A seamless change of generations
The fact is, the company’s order book is far from empty, and Drefs even wants to hire new employees. many members of the company’s long-term staff are set to retire in the next few years: Potential employees must have ‘fine-motor skills and a good eye for detail’ – the specialist knowledge is taught on site. But do expensive instruments for a cultural technique that’s become old-fashioned really offer job prospects for the future? ‘There’s no doubt in my mind,’ replies Drefs. ‘In this era of Whatsapp and the Internet, handwriting is a pure luxury that people use to express things that are important to them. Who would want to receive a love letter that was typed on a computer?’

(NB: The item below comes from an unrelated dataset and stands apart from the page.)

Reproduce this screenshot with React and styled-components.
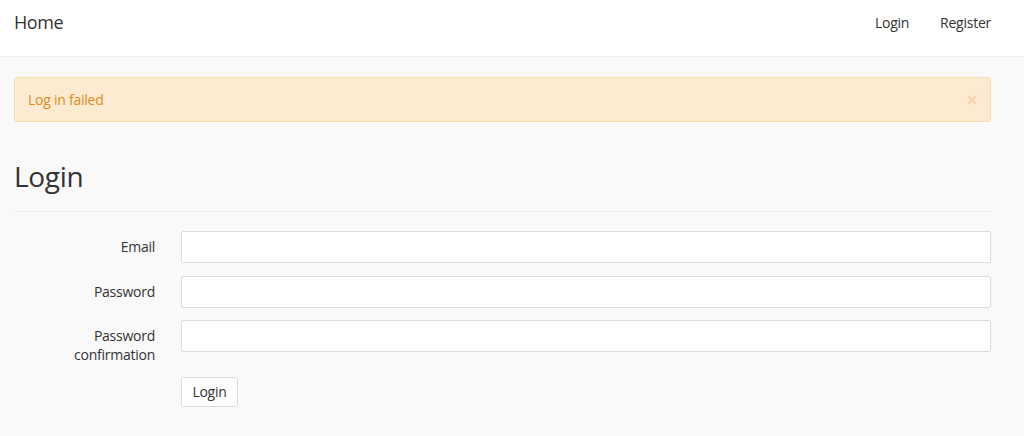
import React from "react";
import styled, { createGlobalStyle } from "styled-components";

const GlobalStyle = createGlobalStyle`
  html, body {
    margin: 0;
    padding: 0;
    background: #f9f9f9;
    font-family: "Open Sans", "Liberation Sans", sans-serif;
    color: #333;
    letter-spacing: -0.25px;
  }
  * { box-sizing: border-box; }
`;

const Navbar = styled.nav`
  height: 57px;
  background: #fff;
  border-bottom: 1px solid #f0f0f0;
  display: flex;
  align-items: center;
  justify-content: space-between;
  padding: 0 33px 0 14px;
`;

const Brand = styled.a`
  font-size: 18px;
  letter-spacing: -0.4px;
  color: #333;
  text-decoration: none;
  margin-top: -12px;
`;

const NavLinks = styled.div`
  display: flex;
  gap: 31px;
  margin-top: -12px;
`;

const NavLink = styled.a`
  font-size: 14px;
  color: #333;
  text-decoration: none;
`;

const Container = styled.main`
  padding: 20px 33px 0 14px;
`;

const Alert = styled.div`
  height: 45px;
  background: #fdebd1;
  border: 1px solid #fbdcae;
  border-radius: 3px;
  color: #dc8b24;
  font-size: 14px;
  display: flex;
  align-items: center;
  justify-content: space-between;
  padding: 0 12px 0 13px;
`;

const Close = styled.button`
  border: none;
  background: none;
  padding: 0;
  color: #f6cf9c;
  font-size: 20px;
  line-height: 1;
  font-family: "Open Sans", sans-serif;
  cursor: pointer;
`;

const Title = styled.h1`
  margin: 38px 0 0;
  font-size: 28px;
  font-weight: 400;
  line-height: 33px;
  letter-spacing: -0.3px;
  color: #333;
`;

const Rule = styled.hr`
  border: none;
  border-top: 1px solid #ececec;
  margin: 18px 0 19px;
`;

const Form = styled.form`
  display: grid;
  grid-template-columns: 141px 1fr;
  column-gap: 26px;
  row-gap: 12.5px;
  align-items: start;
`;

const Label = styled.label`
  text-align: right;
  font-size: 14px;
  line-height: 19px;
  padding-top: 6px;
  color: #333;
`;

const Input = styled.input`
  height: 32px;
  width: 100%;
  background: #fff;
  border: 1px solid #dcdcdc;
  border-radius: 2px;
  font-size: 14px;
  padding: 0 10px;
  font-family: inherit;
`;

const Button = styled.button`
  grid-column: 2;
  justify-self: start;
  height: 30px;
  width: 57px;
  background: #fff;
  border: 1px solid #dcdcdc;
  border-radius: 2px;
  font-size: 14px;
  font-family: inherit;
  letter-spacing: inherit;
  color: #333;
  padding: 0;
`;

const fields = [
  { id: "email", label: "Email", type: "email" },
  { id: "password", label: "Password", type: "password" },
  { id: "confirm", label: <>Password<br />confirmation</>, type: "password" },
];

export default function App() {
  return (
    <>
      <GlobalStyle />
      <Navbar>
        <Brand href="#">Home</Brand>
        <NavLinks>
          <NavLink href="#">Login</NavLink>
          <NavLink href="#">Register</NavLink>
        </NavLinks>
      </Navbar>
      <Container>
        <Alert>
          <span>Log in failed</span>
          <Close type="button">×</Close>
        </Alert>
        <Title>Login</Title>
        <Rule />
        <Form onSubmit={(e) => e.preventDefault()}>
          {fields.map((f) => (
            <React.Fragment key={f.id}>
              <Label htmlFor={f.id}>{f.label}</Label>
              <Input id={f.id} type={f.type} />
            </React.Fragment>
          ))}
          <Button type="submit">Login</Button>
        </Form>
      </Container>
    </>
  );
}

It’s evident that Drefs is proud of his factory and the work of his 50 employees, even if they make up only one fifth of the entire workforce at the Peine location. The rest of Pelikan’s employees work on a traditional assortment of office goods – and produce around 6,000 items, from ink cartridges to paint sets. Taking into account all of its locations and subsidiaries, Pelikan is one of the largest producers of stationery products in the world today. However, a majority of Pelikan’s products is still produced in Germany, mainly in Peine – including the classic school fountain pen, the Pelikano.